Victor Rui Dores explica que este tipo de palestras têm por finalidade a aproximação da escola à comunidade. “Há um dia em que a comunidade vem à ESMA, que é o Dia da Escola, a 15 de maio, mas o nosso objetivo é sempre que possível trazer a comunidade à escola para que esta não se feche no seu espaço”, explica o professor, para quem esta é também uma forma “de convidar as pessoas a estarem connosco e a refletir um pouco do que somos, no fundo ler o Mau Tempo no Canal é falar de nós próprios, da nossa história”.

Este tipo de iniciativas contribui, entende Rui Dores, para divulgar “gente nossa, de grande qualidade, que está um bocadinho esquecida”. Neste contexto, o professor anunciou a intenção de, no Dia da Escola, apresentar um trabalho sobre o poeta terceirense Emanuel Félix, falecido há menos de 10 anos. 

Entre os vivos também estão, frisa Rui Dores, muitos escritores, nos Açores e fora deles, a escrever sobre as ilhas: “tenho uma lista que já é conhecida como a lista de Victor Rui Dores, que tem quatrocentos e tal nomes de pessoas que hoje vivas, nos Açores ou fora dos Açores, escrevem Açores”, disse.

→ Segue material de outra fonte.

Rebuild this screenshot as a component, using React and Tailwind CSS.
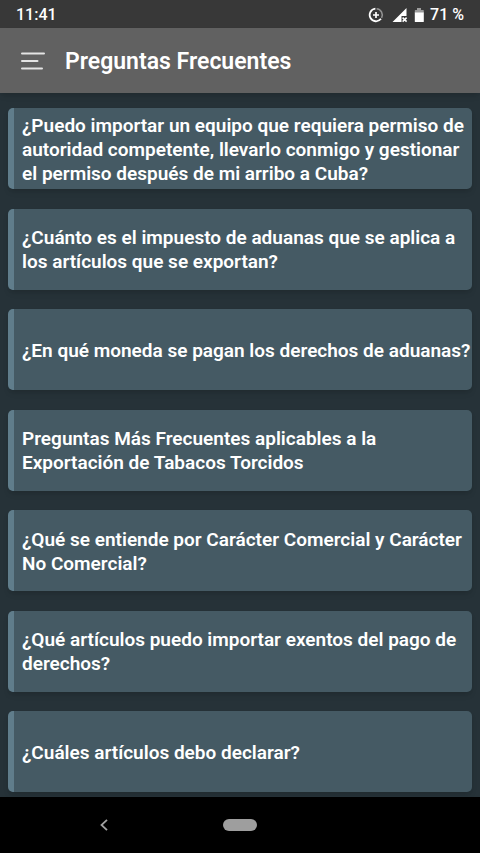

Neste contexto, o professor considerou que é preciso levar os Açores e a literatura açoriana além-fronteiras. “Há um imaginário riquíssimo nestas ilhas, que leva as pessoas a escreverem”, frisa, considerando que os Açores “são um espaço de criação, de criatividade e de ciência”.

Tendo isto em conta, o professor lembra um conselho de Vitorino Nemésio: “sermos universais a partir das ilhas”. Mau Tempo no Canal é, para Rui Dores, um bom exemplo desta possibilidade. “O Faial foi sempre, pela sua história, uma ilha multiétnica, multicultural: tivemos os flamengos, a família Dabney, as esposas dos capitães das baleeiras norte americanas, os estrangeiros e as estrangeiras dos cabos telegráficos submarinos, os rebocadores holandeses, hoje temos a marina oceânica mais internacional do mundo… Somos de facto uma cidade cosmopolita e aprendemos ou devemos aprender com a lição de Vitorino Nemésio”, entende.

A finalizar e defendendo a teoria de que é preciso levar os Açores além fronteira, Dores recomenda a tradução em inglês do Mau tempo no Canal de Francisco Cota Fagundes de Português para Inglês, intitulada Stormy Isles: An Azorian Tale.